The works are also meticulously crafted. Vega was initially attracted to the mosaic style by the "work ethic, which called for the straight-up devotion of a poet." He read books to teach himself mosaic techniques, and took a course in Ravenna, Italy, which was, for a time, the seat of the Byzantine governor. Once he comes up with a concept for a new work, Vega creates a maquette, or small-scale model, and selects the color palette. He then draws the image on the surface of a wooden panel and begins fabricating a section of the image, using stones he gets from vendors around New York. Like Byzantine artisans, Vega spends days at a time on a piece; unlike them, he listens to samba while he works.

Another reason Vega was drawn to Byzantine art was its reverent and direct spirituality. He grew up in a Catholic community, surrounded by paper icons not unlike the iconography of Byzantium, and he gained an early understanding of how these images become living, unifying art. While visiting the 2004 exhibition Byzantium: Faith and Power at the Met, Vega recalls, "I was inspired by the concept of creating art that served to cultivate a spiritual aspect in our lives. My love for tactile fabrication of objects and images that celebrate spirit became a venue of expression."

Ewer   Statuette

Left: Ewer with dancing females within arcades, ca. 6th–7th century A.D. Iran, Sasanian. Silver, mercury gilding. The Metropolitan Museum of Art, New York, Purchase, Mr. and Mrs. C. Douglas Dillion Gift and Rogers Fund, 1967 (67.10a,b); Right: Statuette of a Woman Playing Crotales, 500-1000. Made in Eastern Mediterranean.
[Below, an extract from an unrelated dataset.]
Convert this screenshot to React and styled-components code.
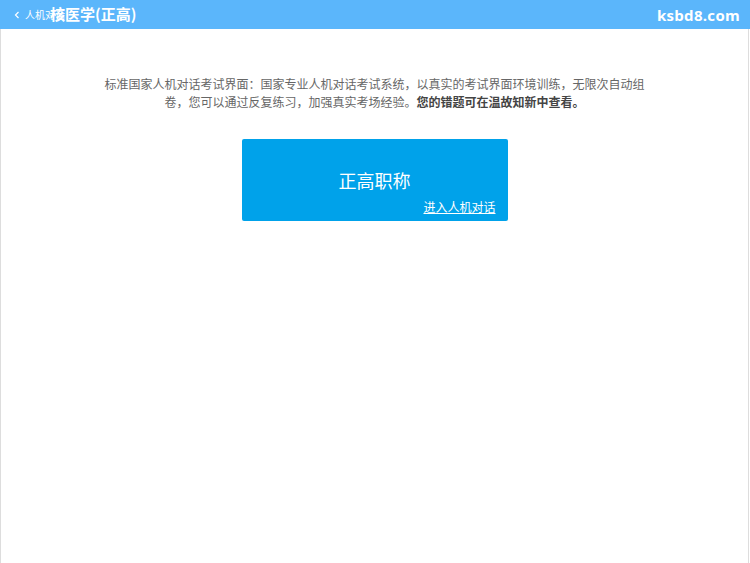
import React from "react"
import styled, { createGlobalStyle } from "styled-components"

const GlobalStyle = createGlobalStyle`
  html, body {
    margin: 0;
    padding: 0;
    background: #ffffff;
    font-family: "Microsoft YaHei", "Noto Sans CJK SC", "Liberation Sans", sans-serif;
  }
`

const Page = styled.div`
  width: 750px;
  height: 563px;
  display: flex;
  flex-direction: column;
  overflow: hidden;
`

const Header = styled.header`
  position: relative;
  height: 29px;
  flex-shrink: 0;
  background: #5bb6fb;
  display: flex;
  align-items: center;
  justify-content: space-between;
  padding: 0 10px 0 13px;
  color: #ffffff;
`

const BackLink = styled.a`
  display: flex;
  align-items: center;
  gap: 4px;
  font-size: 10px;
  color: #ffffff;
  text-decoration: none;
`

const Title = styled.h1`
  position: absolute;
  left: 50px;
  top: 0;
  margin: 0;
  line-height: 27px;
  font-size: 15px;
  font-weight: bold;
  color: #ffffff;
`

const Logo = styled.div`
  font-family: "Open Sans", "Liberation Sans", sans-serif;
  font-size: 15px;
  font-weight: bold;
  letter-spacing: 0.3px;
`

const Content = styled.main`
  flex: 1;
  border-left: 1px solid #dddddd;
  border-right: 1px solid #dddddd;
  margin-right: 1px;
  display: flex;
  flex-direction: column;
  align-items: center;
  padding-top: 46px;
`

const Intro = styled.p`
  width: 540px;
  margin: 0;
  font-size: 12px;
  line-height: 18px;
  color: #666666;
  text-align: center;

  strong {
    color: #444444;
  }
`

const ModeCard = styled.a`
  margin-top: 28px;
  width: 266px;
  height: 82px;
  box-sizing: border-box;
  background: #00a2ea;
  border-radius: 2px;
  display: flex;
  flex-direction: column;
  align-items: center;
  justify-content: center;
  position: relative;
  color: #ffffff;
  text-decoration: none;
`

const CardTitle = styled.div`
  font-size: 18px;
  margin-top: 0;
`

const CardLink = styled.span`
  position: absolute;
  right: 12px;
  bottom: 6px;
  font-size: 12px;
  text-decoration: underline;
`

export default function App() {
  return (
    <>
      <GlobalStyle />
      <Page>
        <Header>
          <BackLink href="#">
            <svg width="8" height="8" viewBox="0 0 8 8">
              <path d="M5.5 1 L2.5 4 L5.5 7" fill="none" stroke="#fff" strokeWidth="1.2" />
            </svg>
            人机对话
          </BackLink>
          <Title>核医学(正高)</Title>
          <Logo>ksbd8.com</Logo>
        </Header>
        <Content>
          <Intro>
            标准国家人机对话考试界面：国家专业人机对话考试系统，以真实的考试界面环境训练，无限次自动组卷，您可以通过反复练习，加强真实考场经验。
            <strong>您的错题可在温故知新中查看。</strong>
          </Intro>
          <ModeCard href="#">
            <CardTitle>正高职称</CardTitle>
            <CardLink>进入人机对话</CardLink>
          </ModeCard>
        </Content>
      </Page>
    </>
  )
}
Copper-based alloy. Département des Antiquités Égyptiennes, Musée du Louvre, Paris (E 25393)

Today you can see Vega's Byzantine hip-hop art in several locations in New York, including Lexington Avenue between 104 and 106th Streets. And you can check out some precursors in the exhibition—after all, what are dancing ladies and crotale players, if not early hip-hop Byzantine?